Third: If the Supreme Court takes such a case, also on the chopping block will be the reliability of the U.S. Supreme Court itself.
On Monday, the court issued a decision on an unrelated topic that caused alarm bells because, in a 5-4 decision, conservatives on the court overruled long-settled precedent just because they disagreed with it.
That case, Franchise Tax Board of California v. Hyatt, involved the relatively boring question of whether Nevada is constitutionally immune from being sued in California state courts. That issue has constitutional implications because of the dual sovereignty structure of the U.S. government—states retain certain powers notwithstanding their union under a single federal government.
In 1979, the Supreme Court ruled in Nevada v. Hall that states could decide for themselves whether to grant or deny other states immunity from suit in their courts, on the rationale that the issue wasn’t discussed by the framers of the Constitution and nothing in the Constitution either expressly or impliedly limits one state’s power to authorize its courts to hear cases against another state. In this week’s decision, a 5-4 majority overturned that 40-year old ruling.
Regardless of which court got the immunity question right, this decision is significant. When the Supreme Court overrules a prior decision under the Constitution, which happens from time to time, it essentially alters the meaning of the Constitution itself. The Constitution is ambiguous and contains all sorts of vague terms. Absent a constitutional amendment, what the Supreme Court says it means is virtually set in stone. In Hyatt, therefore, five individuals single-handedly changed an established reading of the Constitution—and the rights of litigants to sue states in other states’ courts—for good. (Or at least until a new majority takes hold of the court over the next generation or two.)
There are all sorts of virtues—and vices—attendant to what’s known as stare decisis—i.e., respect for prior judicial precedent, which is why the court might have upheld Hall rather than overrule it. But the main reason that Supreme Court decisions are rarely overturned is stability. As Justice Breyer explained in his dissent in Hyatt, “[l]egal stability allows lawyers to give clients sound advice and allows ordinary citizens to plan their lives. Each time the Court overrules a case, the Court produces increased uncertainty. To overrule a sound decision like Hall is to encourage litigants to seek to overrule other cases; . . . and it is to cause the public to become increasingly uncertain about which cases the Court will overrule and which cases are here to stay.”

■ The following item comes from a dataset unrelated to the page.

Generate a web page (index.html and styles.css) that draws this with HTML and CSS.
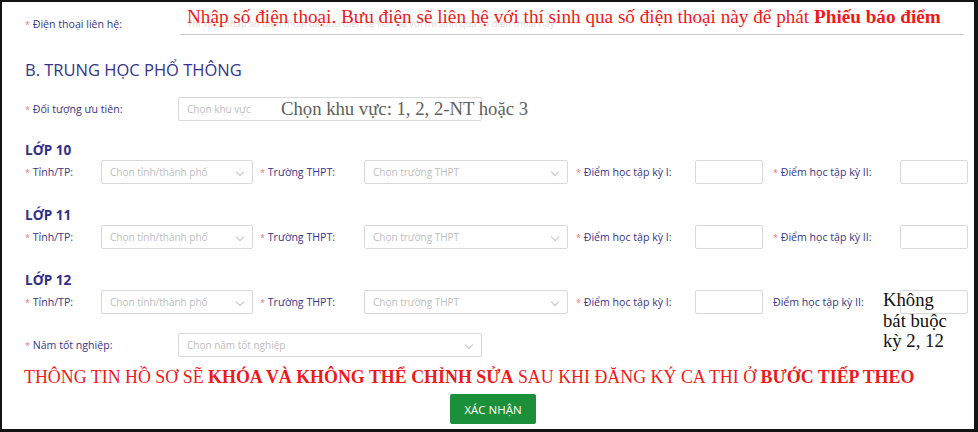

The value of adhering to decisions for the sake of stability threads throughout the law. Prisoners wrongly convicted of crimes cannot willy-nilly get a new trial, for example—even upon discovery of new evidence that would exonerate them. The rationale? The criminal justice system cannot sustain itself if jury verdicts are constantly susceptible to afterthoughts—even if some verdicts end up being wrong, leaving people deprived of their constitutional right to liberty or, in capital cases, even life.
At the Supreme Court, the usual rule is to disturb settled precedent only in special circumstances. A neutral rule for implementing this standard might be something like: “We as a Supreme Court will overturn settled precedent only unanimously—or not at all.” If a decision is patently erroneous—such as the court’s horrid tolerance of racial segregation in the 1896 Plessy v. Ferguson—then it can be expected that the nine sage justices of the Supreme Court will agree on a single, correct meaning of the Constitution and overrule the old, wrong one.
Barring crystal clarity, vague constitutional language regularly prompts an array of equally valid interpretations on the court. Stare decisis is an honorable way to break that tie. Otherwise, the Supreme Court becomes fickle and political. And America has more than enough politicians in the mix already.